Look at your own use honestly. Children absorb what we do far more than what we say. If we tell them to put the screen down while we scroll through dinner, they register the contradiction. You do not need to be perfect. But your own habits are part of the family's screen culture.
Do not fight it from a place of guilt. Some days the screen is what gets you through, when you are sick, working, stretched past your limit. Used like that, occasionally, with awareness, it is a tool, not a failure. Guilt makes you inconsistent, swinging between too strict and giving up. Calm, structured, and a bit imperfect beats guilty and erratic.
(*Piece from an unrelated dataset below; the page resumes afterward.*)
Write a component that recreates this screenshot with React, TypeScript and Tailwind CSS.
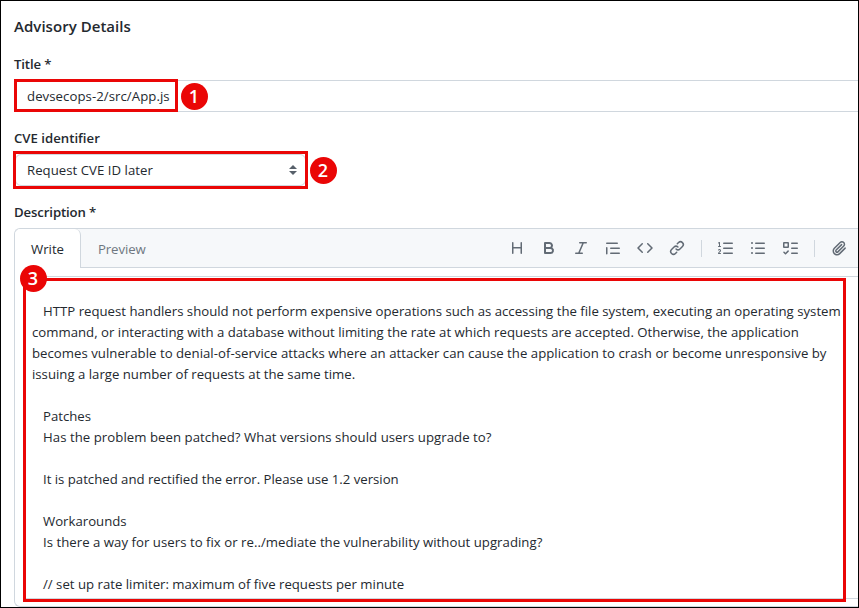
import type { ReactNode } from 'react';

function Octicon({ d }: { d: string }) {
  return (
    <svg viewBox="0 0 16 16" className="h-4 w-4 shrink-0 fill-[#626b75]">
      <path d={d} />
    </svg>
  );
}

const icons = {
  heading:
    'M3.75 2a.75.75 0 0 1 .75.75V7h7V2.75a.75.75 0 0 1 1.5 0v10.5a.75.75 0 0 1-1.5 0V8.5h-7v4.75a.75.75 0 0 1-1.5 0V2.75A.75.75 0 0 1 3.75 2Z',
  bold: 'M4 2h4.5a3.501 3.501 0 0 1 2.852 5.53A3.499 3.499 0 0 1 9.5 14H4a1 1 0 0 1-1-1V3a1 1 0 0 1 1-1Zm1 7v3h4.5a1.5 1.5 0 0 0 0-3Zm3.5-2a1.5 1.5 0 0 0 0-3H5v3Z',
  italic:
    'M6 2.75A.75.75 0 0 1 6.75 2h6.5a.75.75 0 0 1 0 1.5h-2.505l-3.858 9H9.25a.75.75 0 0 1 0 1.5h-6.5a.75.75 0 0 1 0-1.5h2.505l3.858-9H6.75A.75.75 0 0 1 6 2.75Z',
  quote:
    'M1.75 2.5h10.5a.75.75 0 0 1 0 1.5H1.75a.75.75 0 0 1 0-1.5Zm4 5h8.5a.75.75 0 0 1 0 1.5h-8.5a.75.75 0 0 1 0-1.5Zm0 5h8.5a.75.75 0 0 1 0 1.5h-8.5a.75.75 0 0 1 0-1.5ZM2.5 7.75v6a.75.75 0 0 1-1.5 0v-6a.75.75 0 0 1 1.5 0Z',
  code: 'm11.28 3.22 4.25 4.25a.75.75 0 0 1 0 1.06l-4.25 4.25a.749.749 0 0 1-1.275-.326.749.749 0 0 1 .215-.734L13.94 8l-3.72-3.72a.749.749 0 0 1 .326-1.275.749.749 0 0 1 .734.215Zm-6.56 0a.751.751 0 0 1 1.042.018.751.751 0 0 1 .018 1.042L2.06 8l3.72 3.72a.749.749 0 0 1-.326 1.275.749.749 0 0 1-.734-.215L.47 8.53a.75.75 0 0 1 0-1.06Z',
  link: 'm7.775 3.275 1.25-1.25a3.5 3.5 0 1 1 4.95 4.95l-2.5 2.5a3.5 3.5 0 0 1-4.95 0 .751.751 0 0 1 .018-1.042.751.751 0 0 1 1.042-.018 1.998 1.998 0 0 0 2.83 0l2.5-2.5a2.002 2.002 0 0 0-2.83-2.83l-1.25 1.25a.751.751 0 0 1-1.042-.018.751.751 0 0 1-.018-1.042Zm-4.69 9.64a1.998 1.998 0 0 0 2.83 0l1.25-1.25a.751.751 0 0 1 1.042.018.751.751 0 0 1 .018 1.042l-1.25 1.25a3.5 3.5 0 1 1-4.95-4.95l2.5-2.5a3.5 3.5 0 0 1 4.95 0 .751.751 0 0 1-.018 1.042.751.751 0 0 1-1.042.018 1.998 1.998 0 0 0-2.83 0l-2.5 2.5a1.998 1.998 0 0 0 0 2.83Z',
  ordered:
    'M5 3.25a.75.75 0 0 1 .75-.75h8.5a.75.75 0 0 1 0 1.5h-8.5A.75.75 0 0 1 5 3.25Zm0 5a.75.75 0 0 1 .75-.75h8.5a.75.75 0 0 1 0 1.5h-8.5A.75.75 0 0 1 5 8.25Zm0 5a.75.75 0 0 1 .75-.75h8.5a.75.75 0 0 1 0 1.5h-8.5a.75.75 0 0 1-.75-.75ZM.924 10.32a.5.5 0 0 1-.851-.525l.001-.001.001-.002.002-.004.007-.011c.097-.144.215-.273.348-.384.228-.19.588-.392 1.068-.392.468 0 .858.181 1.126.484.259.294.377.673.377 1.038 0 .987-.686 1.495-1.156 1.845l-.047.035c-.303.225-.522.4-.654.597h1.357a.5.5 0 0 1 0 1H.5a.5.5 0 0 1-.5-.5c0-1.005.692-1.52 1.167-1.875l.035-.025c.531-.396.8-.625.8-1.078a.57.57 0 0 0-.128-.376C1.806 10.068 1.695 10 1.5 10a.658.658 0 0 0-.429.163.835.835 0 0 0-.144.153ZM2.003 2.5V6h.503a.5.5 0 0 1 0 1H.5a.5.5 0 0 1 0-1h.503V3.308l-.28.14a.5.5 0 0 1-.446-.895l1.003-.5a.5.5 0 0 1 .723.447Z',
  unordered:
    'M5.75 2.5h8.5a.75.75 0 0 1 0 1.5h-8.5a.75.75 0 0 1 0-1.5Zm0 5h8.5a.75.75 0 0 1 0 1.5h-8.5a.75.75 0 0 1 0-1.5Zm0 5h8.5a.75.75 0 0 1 0 1.5h-8.5a.75.75 0 0 1 0-1.5ZM2 14a1 1 0 1 1 0-2 1 1 0 0 1 0 2Zm1-6a1 1 0 1 1-2 0 1 1 0 0 1 2 0ZM2 4a1 1 0 1 1 0-2 1 1 0 0 1 0 2Z',
  tasks:
    'M2 2h4a1 1 0 0 1 1 1v4a1 1 0 0 1-1 1H2a1 1 0 0 1-1-1V3a1 1 0 0 1 1-1Zm4.655 8.595a.75.75 0 0 1 0 1.06L4.03 14.28a.75.75 0 0 1-1.06 0l-1.5-1.5a.749.749 0 0 1 .326-1.275.749.749 0 0 1 .734.215l.97.97 2.095-2.095a.75.75 0 0 1 1.06 0ZM9.75 2.5h5.5a.75.75 0 0 1 0 1.5h-5.5a.75.75 0 0 1 0-1.5Zm0 5h5.5a.75.75 0 0 1 0 1.5h-5.5a.75.75 0 0 1 0-1.5Zm0 5h5.5a.75.75 0 0 1 0 1.5h-5.5a.75.75 0 0 1 0-1.5Zm-7.25-9v3h3v-3Z',
  clip: 'M12.212 3.02a1.753 1.753 0 0 0-2.478.003l-5.83 5.83a3.007 3.007 0 0 0-.88 2.127c0 .795.315 1.551.88 2.116.567.567 1.333.89 2.126.89.79 0 1.548-.321 2.116-.89l5.48-5.48a.75.75 0 0 1 1.061 1.06l-5.48 5.48a4.492 4.492 0 0 1-3.177 1.33c-1.2 0-2.345-.487-3.187-1.33a4.483 4.483 0 0 1-1.32-3.177c0-1.195.475-2.341 1.32-3.186l5.83-5.83a3.25 3.25 0 0 1 5.553 2.297c0 .863-.343 1.691-.953 2.301L7.439 12.39c-.375.377-.884.59-1.416.593a1.998 1.998 0 0 1-1.412-.593 1.992 1.992 0 0 1 0-2.828l5.48-5.48a.751.751 0 0 1 1.042.018.751.751 0 0 1 .018 1.042l-5.48 5.48a.492.492 0 0 0 0 .707.499.499 0 0 0 .352.154.51.51 0 0 0 .356-.154l5.833-5.827a1.755 1.755 0 0 0 0-2.481Z',
};

function Label({ children, className }: { children: ReactNode; className: string }) {
  return <div className={`h-[21px] pl-[13px] font-semibold leading-[21px] ${className}`}>{children}</div>;
}

function Badge({ n, className }: { n: number; className: string }) {
  return (
    <div
      className={`absolute flex h-[27px] w-[27px] items-center justify-center rounded-full bg-[#ea0606] text-[18px] font-semibold leading-none text-white ${className}`}
    >
      {n}
    </div>
  );
}

export default function App() {
  return (
    <div className="relative h-[608px] w-[859px] overflow-hidden border border-black bg-white font-['Open_Sans','Noto_Sans',sans-serif] text-[13.2px] text-[#24292f]">
      <h1 className="mt-[15px] h-[21px] pl-[13px] text-[15px] font-semibold leading-[21px] tracking-[0.04px]">
        Advisory Details
      </h1>

      <Label className="mt-[17px] tracking-[-0.15px]">Title *</Label>
      <div className="ml-[13px] mt-[5px] flex h-8 items-center rounded-l-md border border-r-0 border-[#d0d7de] pl-3 pt-[2px]">
        <span className="tracking-[0.06px]">devsecops-2/src/App.js</span>
      </div>

      <Label className="mt-[16px]">CVE identifier</Label>
      <div className="ml-[14px] mt-[5px] flex h-8 w-[291px] items-center justify-between rounded-md border border-[#d0d7de] pl-[11px] pr-[8px]">
        <span className="pt-[2px] tracking-[0.03px]">Request CVE ID later</span>
        <svg viewBox="0 0 8 10" className="h-[10px] w-2 fill-[#57606a]">
          <path d="M0 4 4 0l4 4ZM0 6l4 4 4-4Z" />
        </svg>
      </div>

      <Label className="mt-[16px] tracking-[-0.12px]">Description *</Label>

      <div className="ml-[13px] mt-[5px] h-[379px] rounded-l-md border border-r-0 border-[#d0d7de]">
        <div className="flex h-[39px] rounded-tl-md bg-[#f6f8fa]">
          <div className="flex w-[66px] items-center rounded-t-md border-r border-[#d0d7de] bg-white pl-4 pt-[3px]">
            Write
          </div>
          <div className="flex flex-1 items-center border-b border-[#d0d7de] pl-[17px]">
            <span className="w-[403px] pt-1 tracking-[-0.1px] text-[#6e7781]">Preview</span>
            <div className="ml-[8px] flex items-center">
              <div className="flex gap-4">
                <Octicon d={icons.heading} />
                <Octicon d={icons.bold} />
                <Octicon d={icons.italic} />
                <Octicon d={icons.quote} />
                <Octicon d={icons.code} />
                <Octicon d={icons.link} />
              </div>
              <div className="mx-4 h-[17px] w-px bg-[#d0d7de]" />
              <div className="flex gap-4">
                <Octicon d={icons.ordered} />
                <Octicon d={icons.unordered} />
                <Octicon d={icons.tasks} />
              </div>
              <div className="mx-4 h-[17px] w-px bg-[#d0d7de]" />
              <Octicon d={icons.clip} />
            </div>
          </div>
        </div>

        <div className="ml-[8px] mt-[8px] h-[323px] border-y border-[#d0d7de] pl-[9px] pt-[24px] leading-[21px]">
          <div className="whitespace-nowrap">
            <p className="pl-[11px] tracking-[0.004px]">
              HTTP request handlers should not perform expensive operations such as accessing the file system, executing an operating system
            </p>
            <p className="tracking-[0.006px]">
              command, or interacting with a database without limiting the rate at which requests are accepted. Otherwise, the application
            </p>
            <p className="tracking-[0.022px]">
              becomes vulnerable to denial-of-service attacks where an attacker can cause the application to crash or become unresponsive by
            </p>
            <p>issuing a large number of requests at the same time.</p>
          </div>
          <div className="mt-[21px] pl-[11px]">
            <p>Patches</p>
            <p className="tracking-[0.045px]">Has the problem been patched? What versions should users upgrade to?</p>
            <p className="mt-[21px] tracking-[-0.01px]">It is patched and rectified the error. Please use 1.2 version</p>
            <p className="mt-[21px]">Workarounds</p>
            <p className="tracking-[0.028px]">Is there a way for users to fix or re../mediate the vulnerability without upgrading?</p>
            <p className="mt-[21px]">// set up rate limiter: maximum of five requests per minute</p>
          </div>
        </div>
      </div>

      <div className="absolute left-[13px] top-[78px] h-[33px] w-[164px] border-3 border-[#ea0606]" />
      <div className="absolute left-[12px] top-[150px] h-[38px] w-[295px] border-3 border-[#ea0606]" />
      <div className="absolute left-[22px] top-[277px] h-[324px] w-[823px] border-3 border-[#ea0606]" />
      <Badge n={1} className="left-[179.5px] top-[81.5px]" />
      <Badge n={2} className="left-[308.5px] top-[155.5px]" />
      <Badge n={3} className="left-[18.5px] top-[263.5px]" />
    </div>
  );
}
What You Are Really Teaching
Step back from the daily skirmish for a moment. The deeper thing you are teaching your child is not "screens are bad." It is how to live with something pleasurable and powerful without being run by it. That is a skill they will need for their entire life, with many things, not just screens. Every time you hold a calm, reasonable limit, you are showing them what self-regulation looks like before they can do it themselves.
Old philosophical teaching has an idea worth keeping: that our lives are like gardens, and what grows depends on what we plant and how we tend it. You are not just restricting a device. You are tending the soil. Every shared meal, every walk, every game, every conversation is you planting something that competes with the screen for your child's attention, and slowly, those things grow.
You will not win every battle. Some days the screen wins and bedtime is wrecked and everyone is grumpy. That is normal. It does not undo the structure you are building. Children raised inside a calm, consistent framework turn out fine, even with plenty of imperfect days.
You are not ruining your child. You are doing the slow, unglamorous work of raising a person in a difficult era, and the fact that you worry about it at all means you are paying the right kind of attention. Be kind to yourself tonight. Tomorrow you can start again, calmly, with a plan.